Scheerbart’s glass building is fragile, the signifiers composing it sometimes drag together, stuck to one another, melded together with neither beginning nor end. His novella The Great Race is a procession of forms and emanations, a narration of the infinite. Humor and being ripped apart are two sides of the same coin. Worm-like spirits seek to be independent, to break free from the stars, in a furious race featuring winged sleighs, dirigibles with cannons, machines on stilts, and an endless list of other figures – in order to reach God and to become gods. “The symbolic world appears to them quite empty – like a house that’s been robbed and is falling down. An vermillion lizard of imposing form jumps from a mile-long window, blocks the way, and says excitedly: ‘Don’t forget that all the stars taken together, and everything imaginable taken together, however much we may enlarge it, with regard to infinity are always going to form a single mathematical point, one that includes everything but has no extension’”[iii].

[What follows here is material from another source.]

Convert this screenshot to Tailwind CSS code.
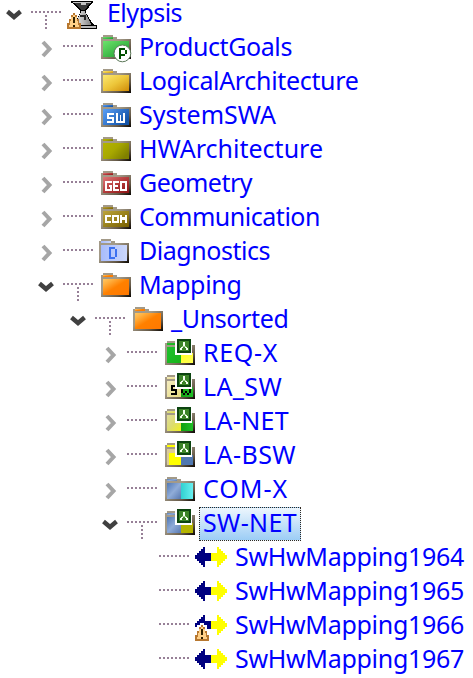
<!DOCTYPE html>
<html lang="en">
<head>
<meta charset="utf-8">
<title>Elypsis</title>
<script src="https://cdn.jsdelivr.net/npm/@tailwindcss/browser@4"></script>
</head>
<body class="bg-white overflow-hidden">
<svg class="absolute h-0 w-0" width="0" height="0">
  <defs>
    <linearGradient id="edge" x1="0" y1="0" x2="1" y2="1"><stop offset=".4" stop-color="#a39a88"/><stop offset=".75" stop-color="#665a48"/><stop offset="1" stop-color="#080400"/></linearGradient>
    <linearGradient id="green" x2="1" y2="1"><stop stop-color="#6ce36c"/><stop offset="1" stop-color="#1c9a2c"/></linearGradient>
    <linearGradient id="gold" x2="1" y2="1"><stop stop-color="#fbe870"/><stop offset=".5" stop-color="#edc63a"/><stop offset="1" stop-color="#d08c08"/></linearGradient>
    <linearGradient id="blue" x2="1" y2=".6"><stop stop-color="#5aa0f8"/><stop offset="1" stop-color="#1454a8"/></linearGradient>
    <linearGradient id="olive" x2="1" y2=".6"><stop stop-color="#b4b400"/><stop offset=".5" stop-color="#a8a800"/><stop offset="1" stop-color="#808000"/></linearGradient>
    <linearGradient id="red" x2="1" y2="1"><stop stop-color="#e07878"/><stop offset=".5" stop-color="#b43c3c"/><stop offset="1" stop-color="#8c1414"/></linearGradient>
    <linearGradient id="brown" x2="1" y2="1"><stop stop-color="#bca43c"/><stop offset="1" stop-color="#786000"/></linearGradient>
    <linearGradient id="sky" x2="1" y2="0"><stop stop-color="#a8bcfc"/><stop offset="1" stop-color="#ccd8fc"/></linearGradient>
    <linearGradient id="orange" x2="1" y2="1"><stop stop-color="#ffc864"/><stop offset=".2" stop-color="#ffb040"/><stop offset=".5" stop-color="#ff8000"/><stop offset="1" stop-color="#ff7800"/></linearGradient>
    <linearGradient id="lime" x2="1" y2="1"><stop stop-color="#20c030"/><stop offset="1" stop-color="#18b418"/></linearGradient>
    <linearGradient id="yellow" x2="1" y2="1"><stop stop-color="#ffff20"/><stop offset="1" stop-color="#ffff58"/></linearGradient>
    <linearGradient id="cream" x2="1" y2="1"><stop stop-color="#f4ecc0"/><stop offset="1" stop-color="#e8dc80"/></linearGradient>
    <linearGradient id="straw" x2="1" y2="1"><stop stop-color="#e0dc9c"/><stop offset=".5" stop-color="#dcdc70"/><stop offset="1" stop-color="#f0f020"/></linearGradient>
    <linearGradient id="leaf" x2="1" y2="0"><stop stop-color="#10a010"/><stop offset="1" stop-color="#20c028"/></linearGradient>
    <linearGradient id="steel" x2="1" y2="1"><stop stop-color="#5078b4"/><stop offset=".5" stop-color="#90acd8"/><stop offset="1" stop-color="#5878b0"/></linearGradient>
    <linearGradient id="cyan" x2="1" y2="0"><stop stop-color="#30d0d0"/><stop offset="1" stop-color="#68f0f0"/></linearGradient>
    <linearGradient id="metal" x2="1" y2="0"><stop stop-color="#e8e8e8"/><stop offset=".5" stop-color="#b8b8b8"/><stop offset="1" stop-color="#808080"/></linearGradient>
    <g id="frame">
      <path fill="url(#edge)" d="M1 0H6V1H8V2H15V12H0V1H1Z"/>
    </g>
    <g id="warn">
      <path fill="#b87830" d="M3 0H4V1H5V3H6V5H7V8H0V5H1V3H2V1H3Z"/>
      <path fill="#ffd088" d="M3 1H4V2H5V4H5.5V6H6V7H1V6H1.5V4H2V2H3Z"/>
      <path fill="#302000" d="M3 2H4V5H3ZM3 6H4V7H3Z"/>
    </g>
    <g id="badge">
      <path fill="#fff" d="M5 -1H13.5V7H5Z"/>
      <path fill="#0c4410" d="M6 -1H13V6H6Z"/>
      <path fill="#3c8428" d="M7 0H12V5H7Z"/>
      <path fill="#f4fff0" d="M9 .5H10V2.5H9ZM8 3H9V3.5H8.5V4.5H7.5V3.5H8ZM10 3H11V3.5H11.5V4.5H10.5V3.5H10Z"/>
      <path fill="#a8d098" d="M8.5 2.5H10.5V3H8.5Z"/>
    </g>
  </defs>
</svg>
<main id="tree" class="-mt-1 flex w-[473px] flex-col font-['Noto_Sans','Open_Sans',sans-serif] text-[25px] text-[#0000ff]"></main>
<script>
const folder = (fill, inner = '') =>
  `<use href="#frame"/><path fill="${fill}" d="M1 1H6V2H1Z"/><path fill="${fill}" d="M1 3H14V11H1Z"/>${inner}`;
const split = (a, b, inner = '', tab = a) =>
  `<use href="#frame"/><path fill="${tab}" d="M1 1H6V2H1Z"/><path fill="${a}" d="M1 3H8V11H1Z"/><path fill="${b}" d="M8 6H14V11H8Z"/>${inner}`;
const badge = '<use href="#badge"/>';
const arrows = '<path fill="#000080" d="M0 5V4H1V3H2V2H3V1H4V0H5V3H8V7H5V10H4V9H3V8H2V7H1V6H0Z"/><path fill="#ffff00" d="M16 5V4H15V3H14V2H13V1H12V0H11V3H8V7H11V10H12V9H13V8H14V7H15V6H16Z"/>';
const icons = {
  root: '<path fill="#000" d="M2 0H13V1H12.5L9.5 5V6L12 10L13.5 12H15V14H2V12H3.5L6.5 6V5L3 1H2Z"/><path fill="#383838" d="M4 1H11.5L9 4.5H7Z"/><path fill="#c4c4c4" d="M3 .4H12V1H3ZM7 1H9.5V2.2H7Z"/><path fill="url(#metal)" d="M7.2 5H8.8L12.3 12H4Z"/><path fill="#282828" d="M6.5 7H9.5V9.5H8.5V8H6.5Z"/><path fill="#b8b8b8" d="M3 12.4H14.4V13.3H3Z"/><use href="#warn" x="0" y="6"/>',
  goals: folder('url(#green)', '<circle cx="10.7" cy="9.2" r="4.2" fill="#fff" stroke="#5c7858" stroke-width=".5" shape-rendering="auto"/><path fill="#005000" fill-rule="evenodd" d="M9 6.5H12V7.5H13V9.5H12V10.5H10V12H9ZM10 7.5V9.5H12V7.5Z"/>'),
  logical: folder('url(#gold)'),
  sw: folder('url(#blue)', '<path fill="#fff" d="M3 5H6.5V6H4V7H6.5V10H3V9H5.5V8H3ZM7.5 5H8.5V9H9.5V6H10V9H11V5H12V10H7.5Z"/>'),
  hw: folder('url(#olive)'),
  geo: folder('url(#red)', '<path fill="#fff" d="M2 5H5.5V6H3V9H4.5V8H4V7H5.5V10H2ZM6 5H9V6H7V7H8.5V8H7V9H9V10H6ZM9.5 5H13V10H9.5ZM10.5 6V9H12V6Z" fill-rule="evenodd"/>'),
  com: folder('url(#brown)', '<path fill="#fff" d="M2 5H5V6H3V8H5V9H2ZM5.5 5H9V9H5.5ZM6.5 6V8H8V6ZM9.5 5H10.5V6H12V5H13V9H12V7.5H10.5V9H9.5Z" fill-rule="evenodd"/>'),
  diag: folder('url(#sky)', '<path fill="#3c70f0" fill-rule="evenodd" d="M5 4H8V5H9V9H8V10H5ZM6 5V9H8V5Z"/>'),
  orange: folder('url(#orange)'),
  req: split('url(#lime)', 'url(#yellow)', badge),
  lasw: split('url(#cream)', 'url(#leaf)', '<path fill="#000" d="M3 5H6V6H4V7H6V10H3V9H5V8H3ZM8 7H9V9H10V8H11V9H12V7H13V9H12V10H11V9H10V10H9V9H8Z"/>' + badge),
  lanet: split('url(#straw)', 'url(#leaf)', badge),
  labsw: split('#ffff00', '#5078b0', '<path fill="#dccc98" d="M1 3H5V5H1ZM1 5H2V11H1Z"/>' + badge),
  comx: split('url(#steel)', 'url(#cyan)', '<path fill="url(#cyan)" d="M8 3H14V11H8Z"/>'),
  swnet: split('url(#steel)', '#b4b400', badge),
  map: arrows,
  mapwarn: arrows + '<path fill="#fff" d="M0 7H1V5H2.5V4H4.5V5H6V10H0Z"/><use href="#warn" y="5"/>'
};
// depth, state, icon, label, label width
const rows = [
  [0, 'open', 'root', 'Elypsis', 75],
  [1, 'closed', 'goals', 'ProductGoals', 153],
  [1, 'closed', 'logical', 'LogicalArchitecture', 219.5],
  [1, 'closed', 'sw', 'SystemSWA', 137],
  [1, 'closed', 'hw', 'HWArchitecture', 184],
  [1, 'closed', 'geo', 'Geometry', 113],
  [1, 'closed', 'com', 'Communication', 181],
  [1, 'closed', 'diag', 'Diagnostics', 131],
  [1, 'open', 'orange', 'Mapping', 102.5],
  [2, 'open', 'orange', '_Unsorted', 117.5],
  [3, 'closed', 'req', 'REQ-X', 75],
  [3, 'closed', 'lasw', 'LA_SW', 79],
  [3, 'closed', 'lanet', 'LA-NET', 86],
  [3, 'closed', 'labsw', 'LA-BSW', 93],
  [3, 'closed', 'comx', 'COM-X', 85],
  [3, 'open', 'swnet', 'SW-NET', 94],
  [4, 'leaf', 'map', 'SwHwMapping1964', 229],
  [4, 'leaf', 'map', 'SwHwMapping1965', 229],
  [4, 'leaf', 'mapwarn', 'SwHwMapping1966', 229],
  [4, 'leaf', 'map', 'SwHwMapping1967', 229]
];
const chevrons = {
  open: '<path d="M7.5 15.5L14 21L20.5 15.5" fill="none" stroke="#404040" stroke-width="4.4"/>',
  closed: '<path d="M11 12L17.5 19L11 26" fill="none" stroke="#a6a6a6" stroke-width="4"/>',
  leaf: ''
};
const ctx = document.createElement('canvas').getContext('2d');
ctx.font = '25px "Noto Sans"';
const tracking = (label, width) => (width - ctx.measureText(label).width) / label.length;
document.getElementById('tree').innerHTML = rows.map(([depth, state, icon, label, width]) => {
  const box = depth === 4 ? '0 -3.5 16 17' : depth === 0 || icon === 'diag' ? '0 -2.5 16 17' : '-1 -2.5 16 17';
  const text = icon === 'swnet'
    ? 'ml-1 mt-px h-[34px] w-[102px] border border-dotted border-[#302820] bg-linear-to-b from-[#edf6fd] to-[#9ccdf5] pl-[3px] leading-[28px]'
    : 'pl-2 leading-[32px]';
  return `<div class="flex h-[34px] shrink-0 items-stretch">
    <div class="shrink-0" style="width:${depth * 32}px"></div>
    <svg class="h-[34px] w-[31px] shrink-0" viewBox="0 0 31 34">${chevrons[state]}</svg>
    <svg class="h-[34px] w-[36px] shrink-0" viewBox="0 0 36 34" shape-rendering="crispEdges" fill="none" stroke="#978097" stroke-width="2"><path stroke-dasharray="2 2" d="M0 16H30"/>${state === 'open' ? '<path stroke-dasharray="2 2" d="M15 17V33" stroke-dashoffset="2"/>' : ''}</svg>
    <svg class="h-[34px] w-[32px] shrink-0 overflow-visible" viewBox="${box}" shape-rendering="crispEdges">${icons[icon]}</svg>
    <div class="${text} shrink-0 whitespace-nowrap" style="letter-spacing:${tracking(label, width).toFixed(3)}px">${label}</div>
  </div>`;
}).join('');
</script>
</body>
</html>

He lived the last years of his life with his wife in a house near the glass palace of the Berlin botanical garden. He could barely move, his legs riddled with disease. He died in misery, desolate due to the war. One of his admirers, G. Scholem, wrote: “Scheerbart has just died! The man was another God: he too could have created a cosmos in six days”[iv].

 

[i] Scheerbart, P., “Glass Architecture”, in Glass Architecture and Alpine Architecture, by Paul Scheerbart and Bruno Taut, New York, Praeger, 1974, pp. 31-74.

[ii] Scheerbart, P., Lesabéndio. An asteroid novel, trans. by Christina Svendsen, Cambridge, Mass: Wakefield Press, 2012.

[iii] http://gutenberg.spiegel.de/buch/die-wilde-jagd-1760/8. Trans: Scheerbart, P., Rakkóx the billionaire & The Great Race, trans. by W. C. Bamberger, Cambridge, Wakefield Press, 2005, p. 104.

[iv] Scholem, Gershom, Tagebücher I, 1913-1917, ed. H. Kopp-Oberstebrink et. al., Frankfurt, Judisher Verlag, 1995, p. 174. See the translator’s introduction to Rakkóx the billionaire, p. ix.